In Heilbronn lernte Dörr Justinus Kerner[4] kennen, mit dem ihn eine lebenslange Freundschaft verband, und andere Mitglieder des Schwäbischen Dichterkreises, insbesondere Karl Mayer und Ludwig Uhland. Die Freundschaft mit dem berühmten Dichter war sicher für Dörrs künstlerische und gesellschaftliche Etablierung von Bedeutung. Einen guten Ruf hatte er auch dank seiner Fähigkeit, sich kunsttheoretisch über seine Bilder zu äußern.[2] Doch dauerhafte Anerkennung bekam er dank unbestrittener Werte seines Könnens. Dörr war ein „großer, dicker, lebenslustiger Mann, unendlich gutmütig …“[5] Die in Basel geknüpften Kontakte pflegte er weiter: er ist mehrfach hingefahren und hielt sich dort längere Zeit auf.[6]

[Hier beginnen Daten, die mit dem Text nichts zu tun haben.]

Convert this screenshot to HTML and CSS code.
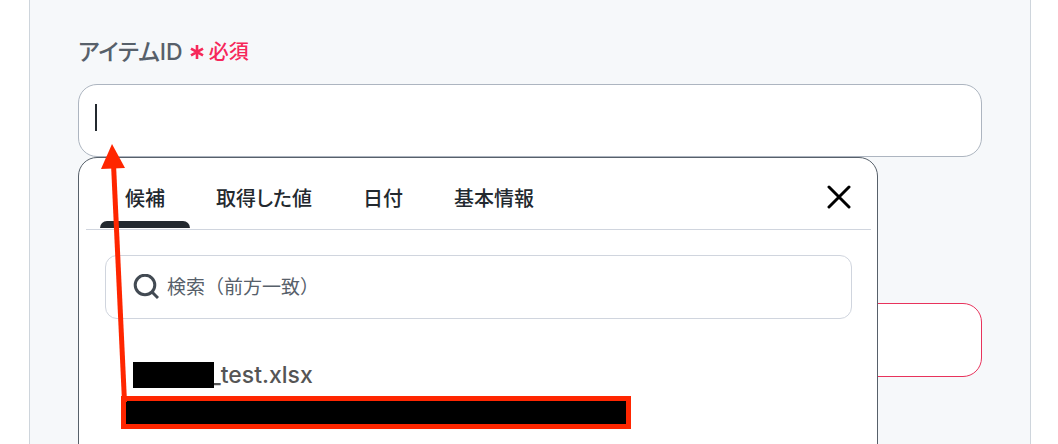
FILE: index.html
```
<!DOCTYPE html>
<html lang="ja">
<head>
    <meta charset="UTF-8">
    <meta name="viewport" content="width=device-width, initial-scale=1.0">
    <title>アイテムID</title>
    <link rel="stylesheet" href="styles.css">
</head>
<body>
    <main class="panel">
        <div class="field">
            <label class="field-label" for="item-id">
                アイテムID
                <span class="required">
                    <svg class="asterisk" viewBox="0 0 14 16" aria-hidden="true">
                        <path d="M7 1v14M1 4.6l12 6.8M13 4.6L1 11.4"/>
                    </svg>
                    必須
                </span>
            </label>
            <div class="input-wrap">
                <input class="text-input" id="item-id" type="text">
                <span class="caret"></span>

                <!-- Suggestion popup -->
                <div class="popup">
                    <div class="popup-header">
                        <div class="tabs">
                            <button class="tab active" type="button">候補</button>
                            <button class="tab" type="button">取得した値</button>
                            <button class="tab" type="button">日付</button>
                            <button class="tab" type="button">基本情報</button>
                        </div>
                        <button class="close-btn" type="button" aria-label="閉じる">
                            <svg viewBox="0 0 24 24" aria-hidden="true">
                                <path d="M2 2l20 20M22 2L2 22"/>
                            </svg>
                        </button>
                    </div>
                    <div class="search">
                        <svg class="search-icon" viewBox="0 0 26 26" aria-hidden="true">
                            <circle cx="12" cy="11" r="9.8"/>
                            <path d="M19 18l6 6"/>
                        </svg>
                        <input class="search-input" type="search" placeholder="検索（前方一致）" aria-label="検索（前方一致）">
                    </div>
                    <div class="results">
                        <a class="result" href="#"><span class="mask"></span>_test.xlsx</a>
                        <a class="result-marked" href="#" aria-label="候補の値"></a>
                    </div>
                </div>
            </div>
        </div>

        <div class="field">
            <input class="text-input error" type="text" aria-label="値">
        </div>

        <!-- Arrow from the marked value to the input -->
        <svg class="arrow" viewBox="0 0 30 260" aria-hidden="true">
            <path class="arrow-line" d="M13.5 20L24.5 258"/>
            <path class="arrow-head" d="M12 0L1 25l24-1z"/>
        </svg>
    </main>
</body>
</html>
```
FILE: styles.css
```
* {
    box-sizing: border-box;
}
body {
    margin: 0;
    font-family: Inter, "Noto Sans CJK JP", sans-serif;
    background-color: #fff;
    color: #23292f;
}
.panel {
    position: relative;
    min-height: 100vh;
    margin: 0 27px 0 29px;
    padding: 32px 48px 60px;
    background-color: #f6f8fa;
    border: 1px solid #ced5dc;
    border-width: 0 1px;
    overflow: hidden;
}
.field {
    margin-bottom: 146px;
}
.field:last-of-type {
    margin-bottom: 0;
}
.field-label {
    display: flex;
    align-items: center;
    gap: 7px;
    height: 36px;
    margin-bottom: 16px;
    font-size: 23px;
    font-weight: 500;
    font-feature-settings: "palt";
    color: #57606a;
}
.required {
    display: flex;
    align-items: center;
    gap: 5px;
    font-size: 20px;
    color: #f6285a;
}
.asterisk {
    width: 14px;
    height: 16px;
    margin-top: 4px;
    fill: none;
    stroke: currentColor;
    stroke-width: 2.6;
}
.input-wrap {
    position: relative;
}
.text-input {
    display: block;
    width: 100%;
    height: 73px;
    padding: 0 16px;
    font: inherit;
    font-size: 23px;
    background-color: #fff;
    border: 1px solid #adb5c0;
    border-radius: 19px;
    outline: none;
}
.text-input.error {
    height: 74px;
    border-color: #e8335c;
}
.caret {
    position: absolute;
    top: 20px;
    left: 17px;
    width: 2px;
    height: 27px;
    background-color: #23292f;
}
.popup {
    position: absolute;
    top: 100%;
    left: 0;
    right: 104px;
    padding-bottom: 60px;
    background-color: #fff;
    border: 1px solid #57606a;
    border-radius: 19px;
}
.popup-header {
    display: flex;
    justify-content: space-between;
    margin: 0 6px 0 7px;
    padding: 0 14px;
    border-bottom: 1px solid #d0d5de;
}
.tabs {
    display: flex;
    gap: 1px;
}
.tab {
    position: relative;
    height: 71px;
    padding: 8px 25px 0;
    font: inherit;
    font-size: 20px;
    font-weight: 500;
    font-feature-settings: "palt";
    color: #23292f;
    background: none;
    border: none;
    cursor: pointer;
}
.tab.active::after {
    content: "";
    position: absolute;
    left: 0;
    right: 0;
    bottom: 1px;
    height: 7px;
    background-color: #23292f;
    border-radius: 7px 7px 0 0;
}
.close-btn {
    display: flex;
    align-items: center;
    padding: 6px 6px 0;
    background: none;
    border: none;
    cursor: pointer;
}
.close-btn svg {
    width: 24px;
    height: 24px;
    fill: none;
    stroke: #000;
    stroke-width: 3;
    stroke-linecap: round;
}
.search {
    display: flex;
    align-items: center;
    gap: 8px;
    height: 64px;
    margin: 25px 25px 0 26px;
    padding: 0 27px;
    border: 1px solid #d0d5de;
    border-radius: 12px;
}
.search-icon {
    width: 26px;
    height: 26px;
    fill: none;
    stroke: #424a53;
    stroke-width: 3;
}
.search-input {
    flex: 1;
    padding: 0;
    font: inherit;
    font-size: 19px;
    border: none;
    outline: none;
}
.search-input::placeholder {
    color: #57606a;
}
.results {
    display: flex;
    flex-direction: column;
    align-items: flex-start;
    padding: 43px 42px 0;
}
.result {
    display: flex;
    align-items: center;
    height: 26px;
    margin-left: 12px;
    font-size: 23px;
    font-weight: 500;
    color: #555;
    text-decoration: none;
}
.mask {
    position: relative;
    width: 81px;
    height: 26px;
    margin-right: -4px;
    background-color: #000;
}
.result-marked {
    width: 510px;
    max-width: 100%;
    height: 33px;
    margin-top: 8px;
    background-color: #000;
    border: 5px solid #ff2600;
}
.arrow {
    position: absolute;
    top: 144px;
    left: 70px;
    width: 30px;
    height: 260px;
}
.arrow-line {
    fill: none;
    stroke: #ff2600;
    stroke-width: 5;
}
.arrow-head {
    fill: #ff2600;
}
```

Obwohl in Heilbronn wohnhaft, verlor Dörr nie den Kontakt zu seiner Heimatstadt Tübingen. Er kam öfter nach Tübingen, um Veduten zu zeichnen. Auch einige Genreszenen aus der Heimatstadt sind in seinem Nachlass enthalten. Er stellte seine Bilder regelmäßig dort aus. Da Tübingen über keine speziellen Schauräume verfügte, fanden diese Verkaufsausstellungen – wie übrigens auch von anderen durchreisenden Künstlern – in Gasthäusern statt, zum ersten Mal nachweislich 1828 im Gasthof „Traube“. Gasthäuser eigneten sich gut zu diesem Zweck, weil Veduten überwiegend nicht von Einheimischen, sondern von Besuchern gekauft wurden, die ja Gasthäuser sowieso besuchten. Auch kurz nach Dörrs Tod fand eine Ausstellung seiner Bilder im Tübinger Gasthof „Lamm“ statt.[7]

Der Württembergische Kunstverein kaufte seit 1827 Dörrs Bilder an. Dadurch sind viele erhalten, darunter auch eine Fülle Skizzen aus der Schweiz.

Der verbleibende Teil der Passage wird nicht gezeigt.